Fall fair in planning stagesOpen Sky looks ahead to festival with anticipation in its 15th year of operation
Northern News Services
Thursday, August 6, 2015
LIIDLII KUE/FORT SIMPSON
With the summer Open Sky Festival over, the Open Sky Creative Society is beginning to make preparations for its annual fall harvest fair.
Abigail Pascua-Matte puts some delicate touches on an intricate mosaic
during the festival on July 11. - April Hudson/NNSL photo
Planning is still in the preliminary stages, but the festival is all set to begin on Sept. 12.
Open Sky Creative Society president Jackie Zinger said the society already has Yellowknife band Welders Daughter confirmed to play the evening of Sept. 12 during a dance.
"We have confirmed and paid for the band ... (but) we're still in planning stages with the Garden Society and Open Sky for what the fall festival will bring," she said.
Open Sky met the evening of Aug. 4 just after press time to further discuss the festival and decide whether it would be a one-day or two-day affair.
Zinger said the event would likely be similar to what Open Sky has done in past years.
"It will definitely be on a smaller scale compared to the summer festival," she said.
Last year, the fall festival combined the harvest fair with the summer festival and included workshops, live music and an evening harvest dance, as well as displays of locally grown produce and crafts.

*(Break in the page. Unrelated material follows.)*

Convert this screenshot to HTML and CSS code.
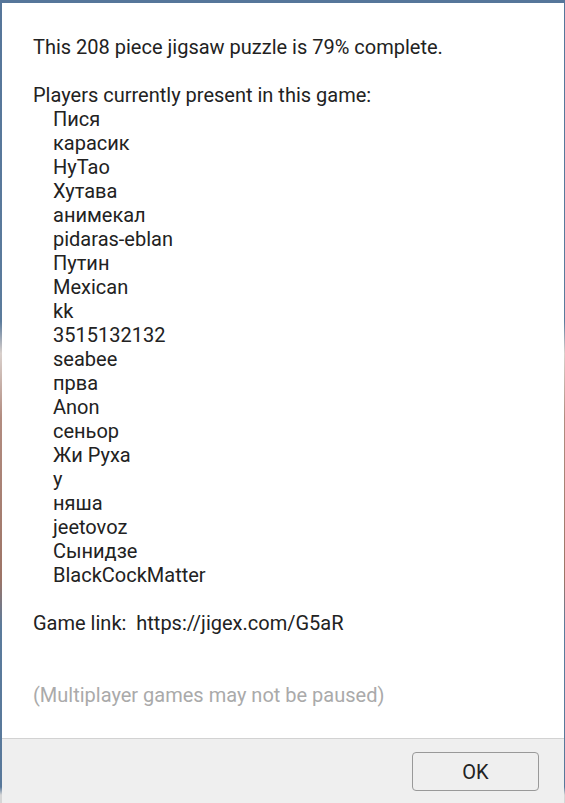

During the Open Sky Festival on July 11 and 12, the society saw a bustling turnout, with around 140 people showing up for the Saturday night dance.
"The music was really good. It was a fun night," Zinger said.
The festival broke from tradition in regard to fundraising efforts. In previous years, the dance was the only fundraiser. However, this year the society also held a 50-50 draw and a children's zone for a small fee. Although exact figures are not yet available, Zinger said she was pleased by the outcome.
"We did very well. It's hard to compare to previous years, but we definitely had good attendance and people buying memberships. Overall, I'd say our fundraising techniques were successful," she said.
Vendors selling artwork, jewelry and clothing also met with success.
"All the vendors were equally well-received. They were all very happy and had a really good time," Zinger said.
"It definitely gave them good exposure for the work they were selling. I heard nothing but good comments."
This year was the Open Sky Society's 15th anniversary.
Aside from vendors, the festival featured arts workshops teaching glass, soapstone carving, flower pressing and mosaics.